No, John says, I am not the Christ, Elijah (see Malachi 4:5) or the Prophet (see Deuteronomy 18:15-18). But I am the one preparing the way for the long-anticipated coming of the Lord to save His people, just as Isaiah promised in Isaiah 40:3.
This is how the fourth gospel sets the stage for the appearance of Christ. In very similar fashion, Mark’s gospel also cites the promise of Isaiah 40:3 in connection with the ministry of John the Baptist, moving directly into the story of Jesus’ baptism (Mark 1:1-11). Matthew’s gospel also draws on this same text from Isaiah 40, and prior to that, Matthew highlights the identity of Jesus as the king who would deliver His people from exile by arranging His genealogy in three groups of 14 (the sum of the numerical value of David’s Hebrew name), and by framing the genealogy on the birth of David in 1:6 and the deportation to Babylon in 1:11.
But it is especially in the opening of the Gospel of Luke that the theme of Christus Victor, the conquering Messiah, is most clearly expressed. When the angel of the Lord appeared to Zechariah to tell him that he and Elizabeth would have son, he said that this son would “turn many of the children of Israel to the Lord their God, and he will go before him in the spirit and power of Elijah, to turn the hearts of the fathers to the children, and the disobedient to the wisdom of the just, to make ready for the Lord a people prepared” (Luke 1:16-17).
Later, when Gabriel informed Mary that God had chosen her to bear the one who would reign on the throne of David, she magnified the Lord for acting to deliver His people:
He has helped his servant Israel,
in remembrance of his mercy,
as he spoke to our fathers,
to Abraham and to his offspring forever (Luke 1:54-55).
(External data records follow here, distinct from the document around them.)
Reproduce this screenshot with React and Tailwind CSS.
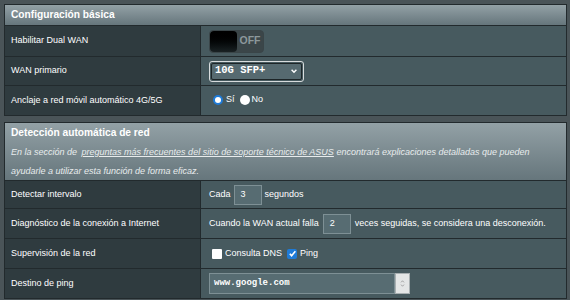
import React from "react";

const Row = ({ label, h, children, last }) => (
  <div className={`flex ${h} ${last ? "" : "border-b border-[#222a2d]"}`}>
    <div className="w-[196px] shrink-0 bg-[#2f3b3f] flex items-center pl-[6px] text-[9px] text-white border-r border-[#222a2d]">
      {label}
    </div>
    <div className="flex-1 bg-[#475a5f] flex items-center pl-[8px] text-[9px] text-white">
      {children}
    </div>
  </div>
);

const Radio = ({ checked }) =>
  checked ? (
    <span className="w-[10px] h-[10px] rounded-full bg-white border-[2.5px] border-[#1e7bd8] inline-block" />
  ) : (
    <span className="w-[10px] h-[10px] rounded-full bg-white inline-block" />
  );

const Check = ({ checked }) =>
  checked ? (
    <span className="w-[10px] h-[10px] rounded-[2px] bg-[#1e7bd8] inline-flex items-center justify-center">
      <svg viewBox="0 0 10 10" className="w-[9px] h-[9px]">
        <path d="M2 5.2l2 2.2L8.2 2.5" fill="none" stroke="white" strokeWidth="1.8" />
      </svg>
    </span>
  ) : (
    <span className="w-[10px] h-[10px] rounded-[1px] bg-white inline-block" />
  );

const NumInput = ({ value }) => (
  <span className="w-[28px] h-[20px] bg-[#576c72] border border-[#7e9095] flex items-center pl-[6px] text-[9px] text-white">
    {value}
  </span>
);

const Header = ({ children, className }) => (
  <div
    className={`bg-gradient-to-b from-[#93a1a6] to-[#66767c] border-b border-[#222a2d] pl-[6px] ${className}`}
  >
    {children}
  </div>
);

export default function App() {
  return (
    <div className="w-[570px] h-[300px] bg-[#4a5458] pt-[4px] pl-[4px] pr-[3px] font-['Liberation_Sans',Arial,sans-serif] overflow-hidden">
      <div className="border border-[#222a2d]">
        <Header className="h-[21px] flex items-center">
          <span className="text-[10.2px] font-bold text-white">Configuración básica</span>
        </Header>
        <Row label="Habilitar Dual WAN" h="h-[31px]">
          <div className="flex h-[23px] w-[55px] rounded-[4px] border border-[#3a4548] bg-[#3b4649] overflow-hidden">
            <div className="w-[27px] h-full rounded-[4px] bg-gradient-to-b from-[#000] to-[#1a2224]" />
            <div className="flex-1 flex items-center justify-center text-[10.5px] font-bold text-[#8c989b]">OFF</div>
          </div>
        </Row>
        <Row label="WAN primario" h="h-[29px]">
          <div className="w-[95px] h-[21px] rounded-[3px] border border-[#d8dcdd] p-px">
            <div className="w-full h-full rounded-[2px] border border-[#1d2527] bg-[#566a70] flex items-center justify-between pl-[3px] pr-[3px]">
              <span className="font-['Liberation_Mono',monospace] font-bold text-[10.5px] text-white">10G SFP+</span>
              <svg viewBox="0 0 10 10" className="w-[8px] h-[8px]">
                <path d="M2 3.5l3 3 3-3" fill="none" stroke="white" strokeWidth="1.8" />
              </svg>
            </div>
          </div>
        </Row>
        <Row label="Anclaje a red móvil automático 4G/5G" h="h-[29px]" last>
          <div className="flex items-center pl-[4px] -mt-[2px]">
            <Radio checked />
            <span className="ml-[3px] mr-[5px]">Sí</span>
            <Radio />
            <span className="ml-[2px]">No</span>
          </div>
        </Row>
      </div>

      <div className="border border-[#222a2d] mt-[6px]">
        <Header className="h-[58px] pt-[3px]">
          <div className="text-[10.2px] font-bold text-white leading-[14px]">Detección automática de red</div>
          <div className="text-[9px] italic text-[#e8eced] leading-[19px] mt-[3px]">
            En la sección de{" "}
            <span className="underline ml-[2px]">
              preguntas más frecuentes del sitio de soporte técnico de ASUS
            </span>{" "}
            encontrará explicaciones detalladas que pueden
            <br />
            ayudarle a utilizar esta función de forma eficaz.
          </div>
        </Header>
        <Row label="Detectar intervalo" h="h-[28px]">
          <span>Cada</span>
          <span className="ml-[3px] mr-[3px]">
            <NumInput value="3" />
          </span>
          <span>segundos</span>
        </Row>
        <Row label="Diagnóstico de la conexión a Internet" h="h-[30px]">
          <span>Cuando la WAN actual falla</span>
          <span className="ml-[4px] mr-[4px]">
            <NumInput value="2" />
          </span>
          <span>veces seguidas, se considera una desconexión.</span>
        </Row>
        <Row label="Supervisión de la red" h="h-[30px]">
          <div className="flex items-center pl-[3px]">
            <Check />
            <span className="ml-[3px] mr-[5px]">Consulta DNS</span>
            <Check checked />
            <span className="ml-[3px]">Ping</span>
          </div>
        </Row>
        <Row label="Destino de ping" h="h-[29px]" last>
          <div className="flex h-[21px]">
            <div className="w-[186px] h-full bg-[#576c72] border border-[#7e9095] flex items-center pl-[4px] font-['Liberation_Mono',monospace] text-[9px] font-bold text-white">
              www.google.com
            </div>
            <div className="w-[15px] h-full bg-[#e4e6e6] border border-[#a9b0b2] flex flex-col items-center justify-center gap-[1px]">
              <svg viewBox="0 0 6 4" className="w-[5px] h-[3px]">
                <path d="M1 3.2L3 1l2 2.2" fill="none" stroke="#888" strokeWidth="0.9" />
              </svg>
              <svg viewBox="0 0 6 4" className="w-[5px] h-[3px]">
                <path d="M1 0.8L3 3l2-2.2" fill="none" stroke="#888" strokeWidth="0.9" />
              </svg>
            </div>
          </div>
        </Row>
      </div>
    </div>
  );
}
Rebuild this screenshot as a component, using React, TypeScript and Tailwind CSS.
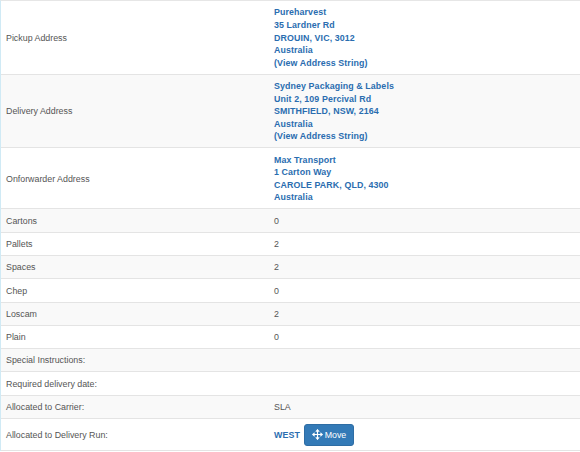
import React from "react";
import { Move } from "lucide-react";

type Row = {
  label: string;
  value?: string;
  lines?: string[];
  run?: boolean;
};

const ROWS: Row[] = [
  {
    label: "Pickup Address",
    lines: ["Pureharvest", "35 Lardner Rd", "DROUIN, VIC, 3012", "Australia", "(View Address String)"],
  },
  {
    label: "Delivery Address",
    lines: ["Sydney Packaging & Labels", "Unit 2, 109 Percival Rd", "SMITHFIELD, NSW, 2164", "Australia", "(View Address String)"],
  },
  {
    label: "Onforwarder Address",
    lines: ["Max Transport", "1 Carton Way", "CAROLE PARK, QLD, 4300", "Australia"],
  },
  { label: "Cartons", value: "0" },
  { label: "Pallets", value: "2" },
  { label: "Spaces", value: "2" },
  { label: "Chep", value: "0" },
  { label: "Loscam", value: "2" },
  { label: "Plain", value: "0" },
  { label: "Special Instructions:" },
  { label: "Required delivery date:" },
  { label: "Allocated to Carrier:", value: "SLA" },
  { label: "Allocated to Delivery Run:", run: true },
];

const App: React.FC = () => {
  return (
    <div className="h-[452px] w-[580px] overflow-hidden bg-white font-['Liberation_Sans',sans-serif] text-[8.85px] leading-[12.6px] text-[#555]">
      <div className="border-t border-[#e6e6e6] border-l border-l-[#d0eaf5]">
        {ROWS.map((row, i) => (
          <div
            key={row.label}
            className={`flex items-center border-b border-[#e4e4e4] pt-[5.4px] pb-[4.3px] ${
              i % 2 === 1 ? "bg-[#f9f9f9]" : "bg-white"
            } ${row.run ? "h-[32px]" : ""}`}
          >
            <div className="w-[273px] shrink-0 pl-[5px]">{row.label}</div>
            <div className="flex-1">
              {row.lines && (
                <div className="font-bold tracking-[0.1px] text-[#2a6db0]">
                  {row.lines.map((line) => (
                    <div key={line}>{line}</div>
                  ))}
                </div>
              )}
              {row.value && <div className="min-h-[12.6px]">{row.value}</div>}
              {!row.lines && !row.value && !row.run && <div className="h-[12.6px]" />}
              {row.run && (
                <div className="flex items-center gap-[4px]">
                  <span className="font-bold tracking-[0.1px] text-[#2a6db0]">WEST</span>
                  <button className="flex h-[22px] w-[50px] items-center justify-center gap-[2px] rounded-[3px] border border-[#2e6da4] bg-[#337ab7] text-white">
                    <Move size={11} strokeWidth={2.5} />
                    Move
                  </button>
                </div>
              )}
            </div>
          </div>
        ))}
      </div>
    </div>
  );
};

export default App;
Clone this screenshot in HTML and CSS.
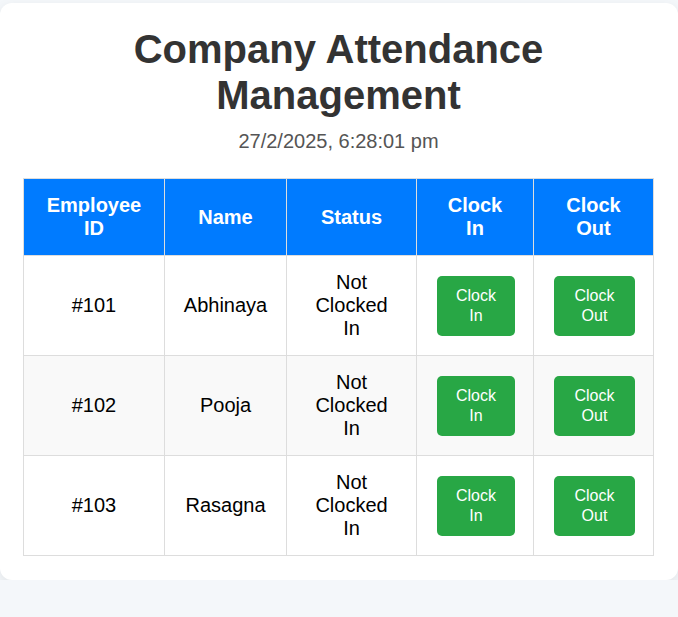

And when the aged priest’s tongue was loosed, Zechariah prophesied this:
Blessed be the Lord God of Israel,
for he has visited and redeemed his people
and has raised up a horn of salvation for us
in the house of his servant David,
as he spoke by the mouth of his holy prophets from of old,
that we should be saved from our enemies
and from the hand of all who hate us;
to show the mercy promised to our fathers
and to remember his holy covenant,
the oath that he swore to our father Abraham, to grant us
that we, being delivered from the hand of our enemies,
might serve him without fear,
in holiness and righteousness before him all our days.
And you, child, will be called the prophet of the Most High;
for you will go before the Lord to prepare his ways,
to give knowledge of salvation to his people
in the forgiveness of their sins,because of the tender mercy of our God,
whereby the sunrise shall visit us from on high
to give light to those who sit in darkness and in the shadow of death,
to guide our feet into the way of peace (Luke 1:68-79).
Incidentally, when you compare the songs of Mary and Zechariah to the traditional “Christmas carols” popular in our culture, two things stand out. First, based on the lyrics of many carols you would never even know Jesus is Jewish, much less that He was Israel’s king! Second, you would certainly never get the impression that Jesus came to deliver His people from their enemies, despite the explicit language of these passages.
But two people who did understand these truths about Jesus were Simeon and Anna. Both were aged and devout believers, and each was blessed to see the baby Jesus in the temple. Simeon, we are told, was “waiting for the consolation of Israel” (Luke 2:25). Holding the holy child in his arms, Simeon blessed God and prayed, “Lord, now you are letting your servantdepart in peace, according to your word; for my eyes have seen your salvation that you have prepared in the presence of all peoples, a light for revelation to the Gentiles, and for glory to your people Israel” (Luke 2:29-32). Likewise, Anna rejoiced at the birth of Jesus and spoke of Him “to all who were waiting for the redemption of Jerusalem” (Luke 2:38).
So all four gospels, and especially Luke, portray the coming of Jesus in unmistakable terms. He is the Lord’s Messiah, the one who has come to defeat Israel’s enemies and redeem the nation from its exile. But who is Israel’s true enemy? And how can that enemy be destroyed? Only if we answer that question correctly can we begin to understand the victory Christ came to win.